Introduction to Drill Files
In the world of printed circuit board (PCB) manufacturing, drill files play a crucial role in the fabrication process. A drill file, also known as an NC drill file or Excellon file, contains all the necessary information required by the CNC (Computer Numerical Control) machines to drill holes in the PCB. These holes are essential for various purposes, such as mounting components, creating vias for electrical connections between layers, and providing mechanical support to the board.
Generating accurate drill files is a critical step in the PCB design process, as any errors or inconsistencies can lead to manufacturing issues and delays. In this article, we will delve into the process of generating drill files, covering the essential aspects, best practices, and common challenges associated with this task.
What is a Drill File?
A drill file is a digital file format that contains a list of coordinates and specifications for all the holes that need to be drilled in a PCB. The file is typically created using PCB design software and is exported in a format compatible with the CNC machines used in the manufacturing process.
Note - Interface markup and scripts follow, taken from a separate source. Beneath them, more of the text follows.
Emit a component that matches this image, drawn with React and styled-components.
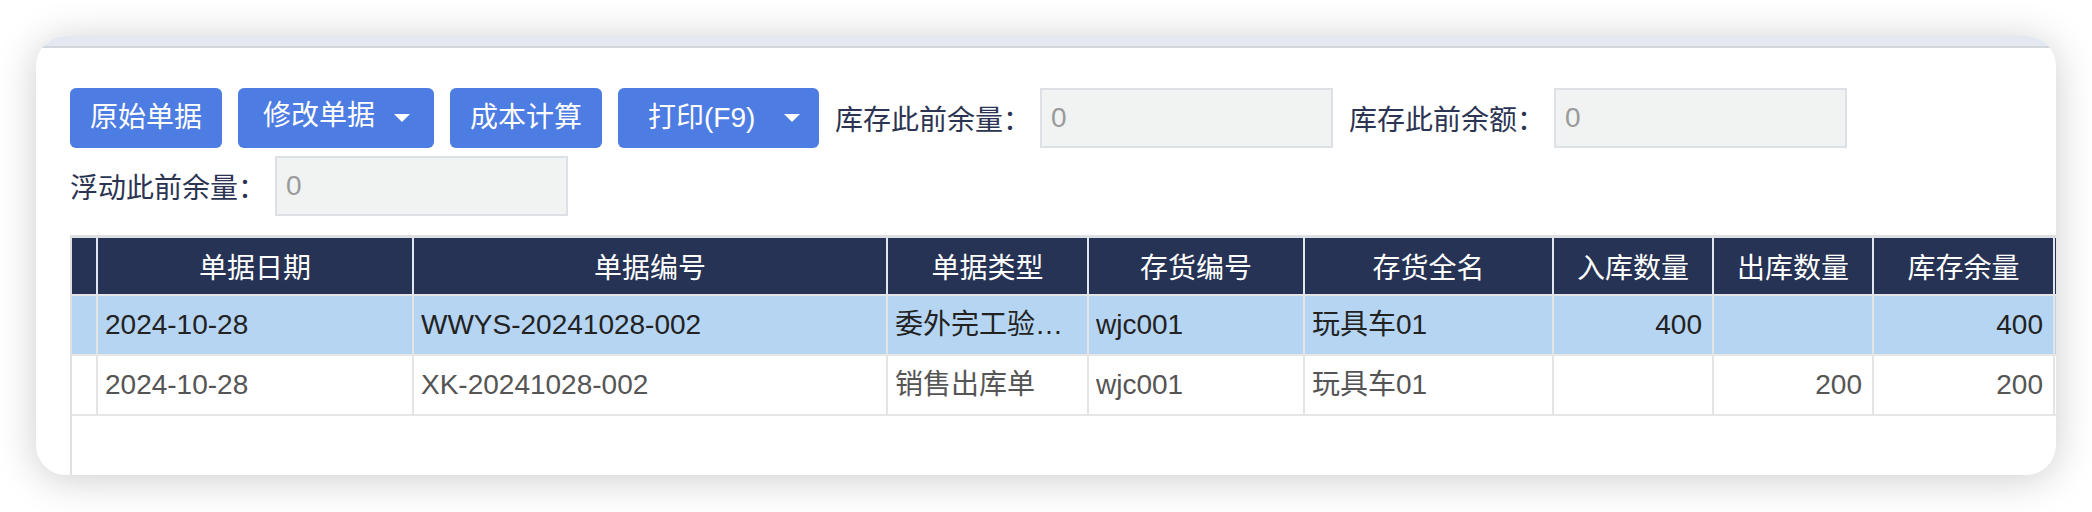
import styled, { createGlobalStyle } from 'styled-components'

const GlobalStyle = createGlobalStyle`
  html, body {
    margin: 0;
    padding: 0;
    background: #ffffff;
  }
  body {
    font-family: "Liberation Sans", "Noto Sans CJK SC", sans-serif;
  }
  * {
    box-sizing: border-box;
  }
`

const COLUMNS = [
  { key: 'gutter', width: 26 },
  { key: 'date', title: '单据日期', width: 316 },
  { key: 'code', title: '单据编号', width: 474 },
  { key: 'type', title: '单据类型', width: 201 },
  { key: 'sku', title: '存货编号', width: 216 },
  { key: 'name', title: '存货全名', width: 249 },
  { key: 'inQty', title: '入库数量', width: 160, align: 'right' },
  { key: 'outQty', title: '出库数量', width: 160, align: 'right' },
  { key: 'stock', title: '库存余量', width: 181, align: 'right' },
  { key: 'stockAmount', title: '库存余额', width: 200, align: 'right' },
]

const ROWS = [
  {
    id: 1,
    selected: true,
    date: '2024-10-28',
    code: 'WWYS-20241028-002',
    type: '委外完工验收单',
    sku: 'wjc001',
    name: '玩具车01',
    inQty: '400',
    outQty: '',
    stock: '400',
    stockAmount: '',
  },
  {
    id: 2,
    selected: false,
    date: '2024-10-28',
    code: 'XK-20241028-002',
    type: '销售出库单',
    sku: 'wjc001',
    name: '玩具车01',
    inQty: '',
    outQty: '200',
    stock: '200',
    stockAmount: '',
  },
]

const gridTemplate = COLUMNS.map(c => `${c.width}px`).join(' ')

const Page = styled.div`
  padding: 36px 36px 0 36px;
  height: 512px;
  overflow: hidden;
`

const Card = styled.div`
  height: 439px;
  background: #ffffff;
  border-radius: 30px;
  overflow: hidden;
  box-shadow: 0 4px 40px rgba(0, 0, 0, 0.2);
`

const TopStrip = styled.div`
  height: 12px;
  background: #e4e9f1;
  border-bottom: 2px solid #d3d7dc;
`

const Content = styled.div`
  padding: 40px 0 0 34px;
`

const Toolbar = styled.div`
  display: flex;
  flex-wrap: wrap;
  align-items: center;
  column-gap: 16px;
  row-gap: 8px;
`

const Button = styled.button`
  display: flex;
  align-items: center;
  justify-content: ${p => (p.$caret ? 'flex-start' : 'center')};
  gap: ${p => p.$gap || 0}px;
  flex: none;
  width: ${p => p.$width}px;
  height: 60px;
  padding: ${p => p.$padding || '0'};
  border: none;
  border-radius: 6px;
  background: #4d7ce3;
  color: #ffffff;
  font-family: "Liberation Sans", "Noto Sans CJK SC", sans-serif;
  font-size: 28px;
  line-height: 1;
  white-space: nowrap;
  cursor: pointer;
`

const ButtonText = styled.span`
  flex: none;
  white-space: nowrap;
  margin-top: ${p => (p.$raised ? '-4px' : '0')};
`

const Caret = styled.span`
  flex: none;
  width: 0;
  height: 0;
  margin-left: auto;
  border-left: 8px solid transparent;
  border-right: 8px solid transparent;
  border-top: 8px solid #ffffff;
`

const Field = styled.div`
  display: flex;
  align-items: center;
  gap: 9px;
`

const Label = styled.span`
  color: #2b3452;
  font-family: "Noto Sans CJK SC", sans-serif;
  font-size: 28px;
  line-height: 1;
  white-space: nowrap;
`

const Input = styled.input`
  width: 293px;
  height: 60px;
  padding: 0 9px;
  border: 2px solid #dde0e4;
  background: #f1f3f2;
  color: #999999;
  font-family: "Liberation Sans", "Noto Sans CJK SC", sans-serif;
  font-size: 28px;
  outline: none;

  &::placeholder {
    color: #9a9a9a;
  }
`

const Table = styled.div`
  margin-top: 19px;
  height: 300px;
  border-top: 3px solid #dcdfe3;
  border-left: 2px solid #e0e0e0;
`

const HeaderRow = styled.div`
  display: grid;
  grid-template-columns: ${gridTemplate};
  height: 58px;
  background: #263354;
  border-bottom: 2px solid #e4e4e4;
`

const HeaderCell = styled.div`
  display: flex;
  align-items: center;
  justify-content: center;
  border-right: 2px solid #e2e6ee;
  color: #ffffff;
  font-family: "Noto Sans CJK SC", sans-serif;
  font-size: 28px;
  line-height: 34px;
  white-space: nowrap;
  overflow: hidden;
`

const Row = styled.div`
  display: grid;
  grid-template-columns: ${gridTemplate};
  height: 60px;
  background: ${p => (p.$selected ? '#b5d5f3' : '#ffffff')};
  color: ${p => (p.$selected ? '#222222' : '#555555')};
  border-bottom: 2px solid #e6e6e6;
`

const Cell = styled.div`
  display: flex;
  align-items: center;
  justify-content: ${p => (p.$align === 'right' ? 'flex-end' : 'flex-start')};
  padding: 0 10px 0 7px;
  border-right: 2px solid #e4e4e4;
  font-size: 28px;
  min-width: 0;
`

const CellText = styled.span`
  display: block;
  line-height: 34px;
  overflow: hidden;
  white-space: nowrap;
  text-overflow: ellipsis;
`

function App() {
  return (
    <Page>
      <GlobalStyle />
      <Card>
        <TopStrip />
        <Content>
          <Toolbar>
            <Button $width={152}>
              <ButtonText>原始单据</ButtonText>
            </Button>
            <Button $width={196} $caret $gap={19} $padding="0 26px 0 25px">
              <ButtonText $raised>修改单据</ButtonText>
              <Caret />
            </Button>
            <Button $width={152}>
              <ButtonText>成本计算</ButtonText>
            </Button>
            <Button $width={201} $caret $gap={29} $padding="0 20px 0 30px">
              <ButtonText>打印(F9)</ButtonText>
              <Caret />
            </Button>
            <Field>
              <Label>库存此前余量：</Label>
              <Input readOnly placeholder="0" />
            </Field>
            <Field>
              <Label>库存此前余额：</Label>
              <Input readOnly placeholder="0" />
            </Field>
            <Field>
              <Label>浮动此前余量：</Label>
              <Input readOnly placeholder="0" />
            </Field>
          </Toolbar>
          <Table>
            <HeaderRow>
              {COLUMNS.map(col => (
                <HeaderCell key={col.key}>{col.title}</HeaderCell>
              ))}
            </HeaderRow>
            {ROWS.map(row => (
              <Row key={row.id} $selected={row.selected}>
                {COLUMNS.map(col => (
                  <Cell key={col.key} $align={col.align}>
                    <CellText>{col.key === 'gutter' ? '' : row[col.key]}</CellText>
                  </Cell>
                ))}
              </Row>
            ))}
          </Table>
        </Content>
      </Card>
    </Page>
  )
}

export default App
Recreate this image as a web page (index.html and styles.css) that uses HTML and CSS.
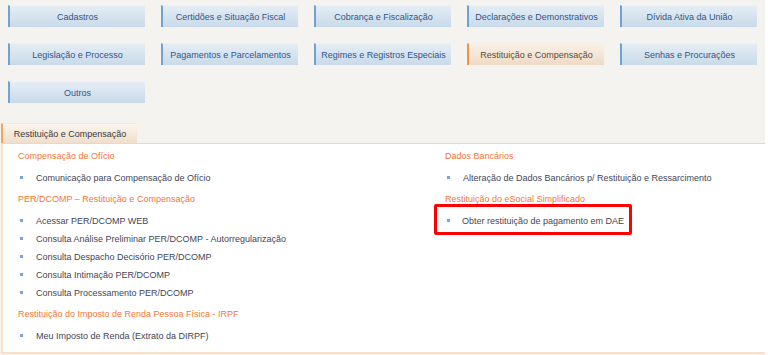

The most common file format for drill files is the Excellon format, which has become an industry standard.
The drill file includes information such as:
- Hole coordinates (X and Y positions)
- Hole sizes
- Tool numbers (corresponding to specific drill bit sizes)
- Drilling parameters (e.g., feed rate, spindle speed)
By providing this information, the drill file enables the CNC machines to accurately and efficiently drill all the required holes in the PCB.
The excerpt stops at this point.